Le meurtre d’une femme près d’une station de métro de Séoul en 2016 a également alimenté le mouvement. L’auteur des faits avait déclaré qu’il avait tué sa victime parce qu’il se sentait ignoré par les femmes.
Dans ce contexte, les parcours de vie traditionnels – mariage, maternité et foyer – sont devenus moins attrayants aux yeux des jeunes femmes. “Ce n’est pas un mouvement très répandu, mais je pense que beaucoup de gens ont de l’empathie pour les sentiments qui le sous-tendent”, explique Ju Hui Judy Han à CNN. “Quand la violence à l’égard des femmes est si répandue, quand la discrimination et l’inégalité sont si systémiques, quand tant de choses rendent le mariage, l’accouchement et l’éducation des enfants difficiles, pourquoi et comment peut-on imaginer se marier et donner naissance à un enfant?”
(La suite ci-dessous)
Un mouvement relancé par l’élection américaine?
Il est encore trop tôt pour savoir si le mouvement 4B pourrait sérieusement prendre de l’ampleur aux États-Unis. Mais il suscite en tout cas de nombreuses discussions chez les jeunes femmes en ligne.
De nombreuses Américaines se disent aujourd’hui furieuses que la majorité de leurs homologues masculins aient voté pour un candidat qui a été jugé responsable d’abus sexuels et dont la nomination de trois juges conservateurs à la Cour suprême a conduit à l’annulation des protections nationales en matière de droit à l’avortement lors de son mandat précédent. Depuis, chaque État est libre d’interdire ou de restreindre l’accès à l’interruption volontaire de grossesse.
“S’ils nous détestent tant, on va commencer à faire ce qu’on veut”

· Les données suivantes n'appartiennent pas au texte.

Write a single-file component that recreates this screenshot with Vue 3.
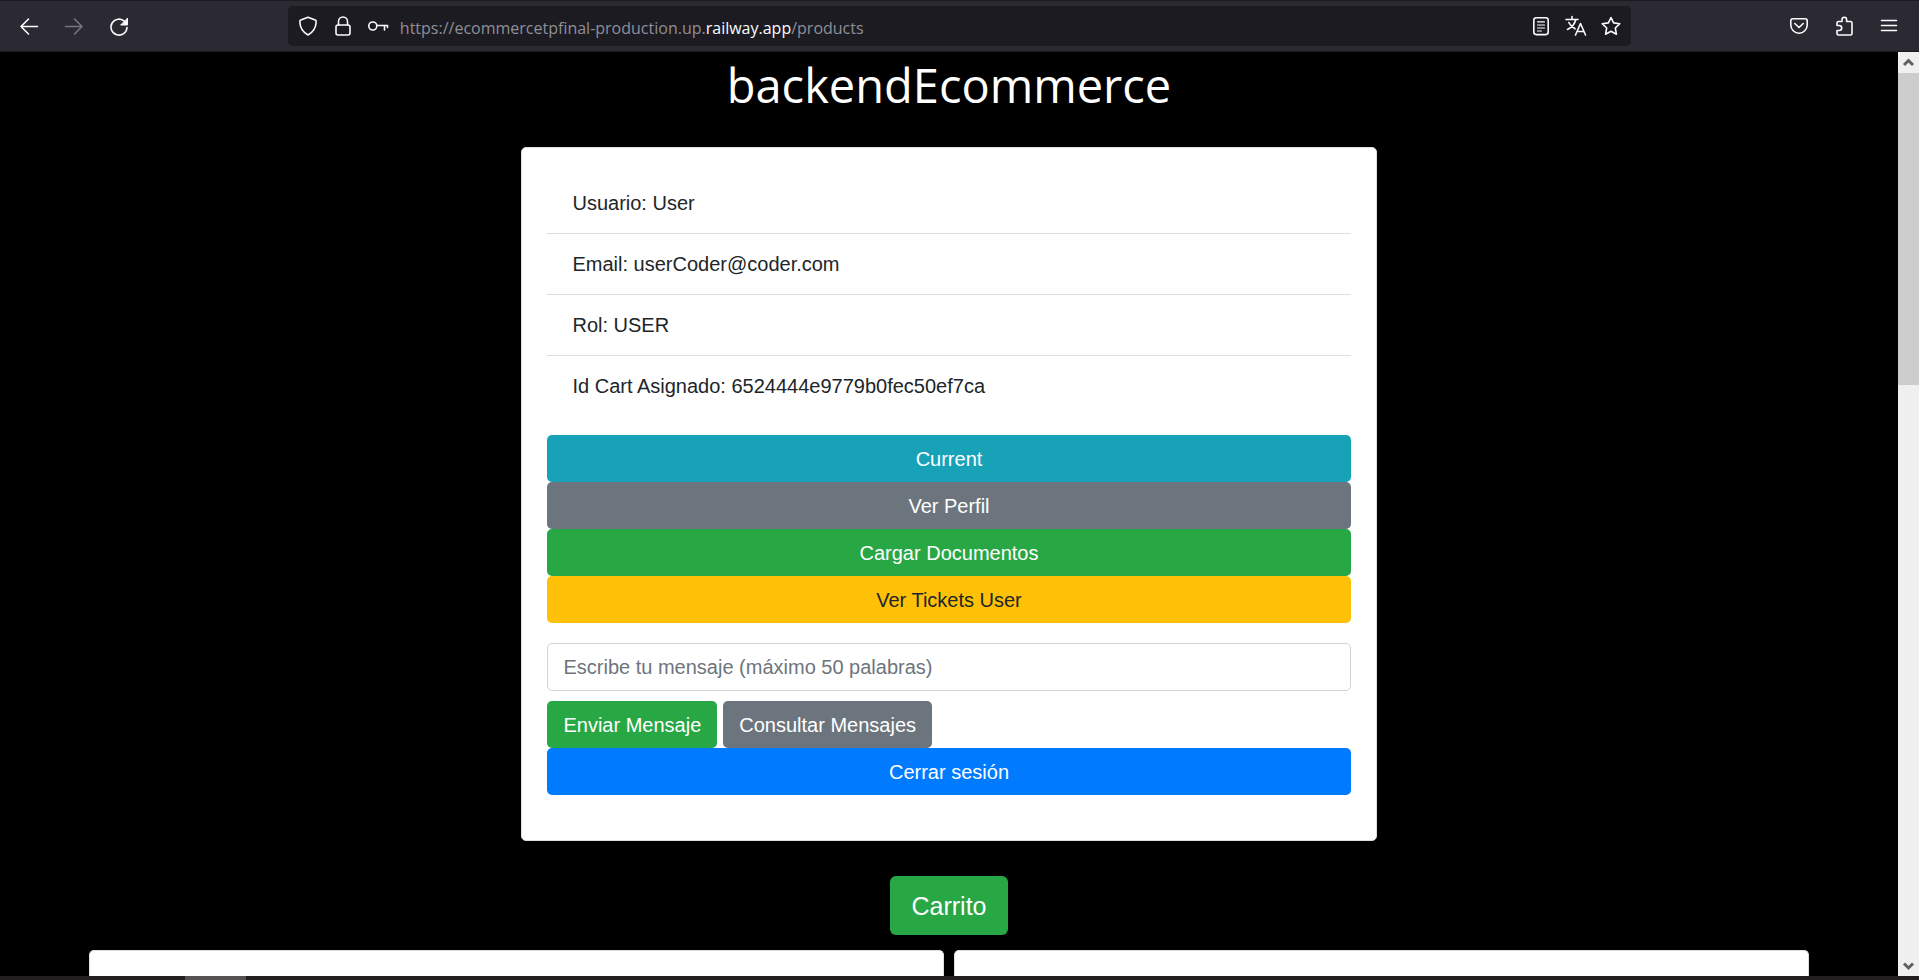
<script setup>
import { ref } from 'vue'

const message = ref('')
const details = [
  'Usuario: User',
  'Email: userCoder@coder.com',
  'Rol: USER',
  'Id Cart Asignado: 6524444e9779b0fec50ef7ca',
]
const actions = [
  { label: 'Current', tone: 'info' },
  { label: 'Ver Perfil', tone: 'secondary' },
  { label: 'Cargar Documentos', tone: 'success' },
  { label: 'Ver Tickets User', tone: 'warning' },
]
</script>

<template>
  <div class="window">
    <header class="toolbar">
      <nav class="history" aria-label="Historial">
        <button class="icon" aria-label="Atrás">
          <svg viewBox="0 0 20 20"><path d="M18.500 10.500H2M9.500 3L2 10.500L9.500 18" /></svg>
        </button>
        <button class="icon faded" aria-label="Adelante">
          <svg viewBox="0 0 20 20"><path d="M1.500 10.500H18M10.500 3L18 10.500L10.500 18" /></svg>
        </button>
        <button class="icon" aria-label="Recargar">
          <svg viewBox="0 0 20 20"><path d="M15.700 5.500A8 8 0 1 0 18 11.500" /><path class="solid" d="M18.500 2.500V9H12z" /></svg>
        </button>
      </nav>

      <div class="address">
        <div class="icons">
          <button class="icon" aria-label="Protección">
            <svg viewBox="0 0 20 20"><path d="M10 1.200L17.200 4Q18.200 4.400 18.200 5.500C18 12 14.500 16.500 10 19C5.500 16.500 2 12 1.800 5.500Q1.800 4.400 2.800 4Z" /></svg>
          </button>
          <button class="icon" aria-label="Conexión segura">
            <svg viewBox="0 0 20 20"><rect x="3" y="9" width="14" height="10" rx="2" /><path d="M5.500 9V5.500a4.500 4.500 0 0 1 9 0V9" /></svg>
          </button>
          <button class="icon" aria-label="Contraseñas">
            <svg viewBox="0 0 20 20"><circle cx="4.800" cy="10" r="4" /><path d="M8.800 9.500H19.500M16.500 9.500V14M19.500 9.500V11.500" /></svg>
          </button>
        </div>
        <div class="url">https://ecommercetpfinal-production.up.<span class="domain">railway.app</span>/products</div>
        <div class="icons">
          <button class="icon" aria-label="Vista de lectura">
            <svg viewBox="0 0 20 20"><rect x="2.800" y="1.800" width="14.400" height="16.800" rx="2.500" /><path d="M6.500 5.800H13.500M6.500 9H13.500M6.500 12H13.500M6.500 15H10.500" class="fine" /></svg>
          </button>
          <button class="icon" aria-label="Traducir">
            <svg viewBox="0 0 20 20"><path d="M0 3.500H12M6 .5V3.500M9.800 3.500C8.800 8 5.500 11.500 1.500 13.500M2.800 6.500C4 9 6 11 9 12.800" /><path d="M9.500 19L14.500 7.500L19.500 19M11.200 15.500H17.800" /></svg>
          </button>
          <button class="icon" aria-label="Marcador">
            <svg viewBox="0 0 20 20"><path d="M10 1.500L12.600 6.900L18.800 7.700L14.300 12L15.400 18.200L10 15.300L4.600 18.200L5.700 12L1.200 7.700L7.400 6.900Z" /></svg>
          </button>
        </div>
      </div>

      <nav class="tools" aria-label="Herramientas">
        <button class="icon" aria-label="Pocket">
          <svg viewBox="0 0 20 20"><path d="M3.800 2.800H16.200Q18.200 2.800 18.200 4.800V9A8.200 8.200 0 0 1 1.800 9V4.800Q1.800 2.800 3.800 2.800Z" /><path d="M5.800 7.500L10 11.500L14.200 7.500" /></svg>
        </button>
        <button class="icon" aria-label="Extensiones">
          <svg viewBox="0 0 20 20"><path d="M3 9.500V7Q3 5.500 4.500 5.500H8V3.500a2.300 2.300 0 0 1 4.600 0V5.500H16.500Q18 5.500 18 7V17.500Q18 19 16.500 19H4.500Q3 19 3 17.500V14.500H5.200a2.500 2.500 0 0 0 0-5Z" /></svg>
        </button>
        <button class="icon" aria-label="Menú">
          <svg viewBox="0 0 20 20"><path d="M2.500 4.500H17.500M2.500 9.500H17.500M2.500 14.500H17.500" /></svg>
        </button>
      </nav>
    </header>

    <div class="viewport">
      <main class="page">
        <h1>backendEcommerce</h1>

        <section class="card profile">
          <ul>
            <li v-for="detail in details" :key="detail">{{ detail }}</li>
          </ul>
          <div class="stack">
            <button v-for="action in actions" :key="action.label" class="btn" :class="action.tone">{{ action.label }}</button>
          </div>
          <form @submit.prevent>
            <input v-model="message" type="text" aria-label="Mensaje" placeholder="Escribe tu mensaje (máximo 50 palabras)" />
            <div class="row">
              <button type="submit" class="btn success">Enviar Mensaje</button>
              <button type="button" class="btn secondary">Consultar Mensajes</button>
            </div>
          </form>
          <div class="stack">
            <button class="btn primary">Cerrar sesión</button>
          </div>
        </section>

        <button class="btn success large">Carrito</button>

        <section class="products">
          <article class="card"></article>
          <article class="card"></article>
        </section>
      </main>

      <div class="scrollbar" aria-hidden="true">
        <svg viewBox="0 0 21 21"><path d="M6 13L10.500 8.500L15 13" /></svg>
        <div class="track"><div class="thumb"></div></div>
        <svg viewBox="0 0 21 21"><path d="M6 8.500L10.500 13L15 8.500" /></svg>
      </div>
    </div>

    <footer class="taskbar"><span></span></footer>
  </div>
</template>

<style>
body {
  margin: 0;
  background: #000;
}
</style>

<style scoped>
* {
  box-sizing: border-box;
}
.window {
  display: flex;
  flex-direction: column;
  height: 100vh;
  overflow: hidden;
  font: 20px/30px "Liberation Sans", Arial, sans-serif;
  color: #212529;
}
button,
input {
  font: inherit;
}
.toolbar {
  display: flex;
  align-items: center;
  flex: none;
  height: 52px;
  border-top: 1px solid #1c1b22;
  border-bottom: 1px solid #1c1b22;
  background: #2b2a33;
}
.history,
.tools {
  display: flex;
  gap: 25px;
  width: 15%;
}
.history {
  padding-left: 19px;
}
.tools {
  justify-content: flex-end;
  padding-right: 20px;
}
.icon {
  width: 20px;
  height: 20px;
  padding: 0;
  border: 0;
  background: none;
  color: #fbfbfe;
}
.icon.faded {
  color: #77767d;
}
.icon svg {
  display: block;
  width: 20px;
  height: 20px;
  overflow: visible;
  fill: none;
  stroke: currentColor;
  stroke-width: 1.6;
  stroke-linecap: round;
  stroke-linejoin: round;
}
.icon .solid {
  fill: currentColor;
  stroke-width: 1;
}
.icon .fine {
  stroke-width: 1.2;
}
.address {
  display: flex;
  align-items: center;
  flex: 1;
  gap: 12px;
  height: 40px;
  padding: 0 10px;
  border-radius: 5px;
  background: #1c1b22;
}
.icons {
  display: flex;
  gap: 15px;
}
.url {
  flex: 1;
  padding-top: 3px;
  font: 16px/24px "Open Sans", "Noto Sans", sans-serif;
  color: #8f8f97;
}
.domain {
  color: #fbfbfe;
}
.viewport {
  display: flex;
  flex: 1;
  min-height: 0;
}
.page {
  display: flex;
  flex-direction: column;
  align-items: center;
  flex: 1;
  overflow: hidden;
  background: #000;
}
h1 {
  margin: 0 0 29px;
  font: 400 47px/66px "Open Sans", "Noto Sans", sans-serif;
  color: #fff;
}
.card {
  width: calc(45% + 1px);
  border: 1px solid #dfdfdf;
  border-radius: 5px;
  background: #fff;
}
.profile {
  flex: none;
  padding: 25px 25px 45px;
}
ul {
  margin: 0 0 19px;
  padding: 0;
  list-style: none;
}
li {
  padding: 15px 25px;
  border-bottom: 1px solid #dfdfdf;
}
li:last-child {
  border-bottom: 0;
}
.stack {
  display: flex;
  flex-direction: column;
}
.btn {
  flex: none;
  padding: 9px 16px 7px;
  border: 0;
  border-radius: 5px;
  line-height: 31px;
  color: #fff;
}
.info {
  background: #17a2b8;
}
.secondary {
  background: #6c757d;
}
.success {
  background: #28a745;
}
.warning {
  background: #ffc107;
  color: #212529;
}
.primary {
  background: #007bff;
}
form {
  margin-top: 20px;
}
input {
  display: block;
  width: 100%;
  height: 48px;
  margin-bottom: 10px;
  padding: 0 15px;
  border: 1px solid #ced4da;
  border-radius: 5px;
  color: #495057;
}
input::placeholder {
  color: #6c757d;
  opacity: 1;
}
.row {
  display: flex;
  gap: 6px;
}
.large {
  margin: 35px 0 15px;
  padding: 11px 21px 9px;
  border-radius: 6px;
  font-size: 25px;
  line-height: 39px;
}
.products {
  display: flex;
  justify-content: center;
  flex: 1;
  gap: 10px;
  width: 100%;
}
.products .card {
  border-bottom: 0;
  border-radius: 5px 5px 0 0;
}
.scrollbar {
  display: flex;
  flex-direction: column;
  width: 21px;
  background: #f0f0f0;
}
.scrollbar svg {
  flex: none;
  height: 21px;
  fill: none;
  stroke: #606060;
  stroke-width: 3;
}
.track {
  flex: 1;
}
.thumb {
  height: 35.4%;
  background: #cdcdcd;
}
.taskbar {
  flex: none;
  height: 4px;
  padding-left: 185px;
  background: #231f20;
}
.taskbar span {
  display: block;
  width: 61px;
  height: 100%;
  background: #555051;
}
</style>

Ces politiques, associées à une augmentation de la rhétorique conservatrice autour des droits des femmes, galvanisent les mouvements de ce type. “Nous avons plaidé et supplié pour davantage de sécurité, et fait tout ce que nous étions censés faire à leurs yeux, et pourtant ils nous détestent toujours”, témoigne ainsi Ashli Pollard, une trentenaire originaire de Saint-Louis, auprès de CNN. “S’ils nous détestent tant, on va commencer à faire ce qu’on veut.”
“Il faut commencer à réduire la population et l’économie. Il n’y a pas de pays à diriger si les taux de natalité commencent à diminuer. Ne cédez pas jusqu’à ce qu’ils commencent enfin à nous écouter”, corrobore une autre Américaine sur X.
En Corée du Sud, où le taux de natalité figure parmi les plus bas du monde, les slogans “les femmes ne sont pas des machines à fabriquer des bébés” et “mon utérus n’est pas une propriété nationale”, sont d’ailleurs devenus légion.
Le gouvernement considère depuis longtemps qu’il s’agit d’une crise nationale. Des politiques ont même été mises en place pour encourager le mariage et la procréation, comme la création de logements subventionnés pour les jeunes mariés et des incitations fiscales pour les familles. En 2016, le gouvernement a même lancé une carte nationale répertoriant le nombre de femmes en âge de procréer dans chaque district du pays. Une initiative qui a suscité l’indignation chez les femmes, qui se sont vues réduites à un outil de reproduction.
Pour de nombreuses féministes 4B, ces politiques sont un exemple de la manière dont l’État donne la priorité à la croissance démographique plutôt qu’à l’autonomie des femmes. En réponse, le mouvement présente son rejet du mariage et de la maternité comme un acte de résistance politique.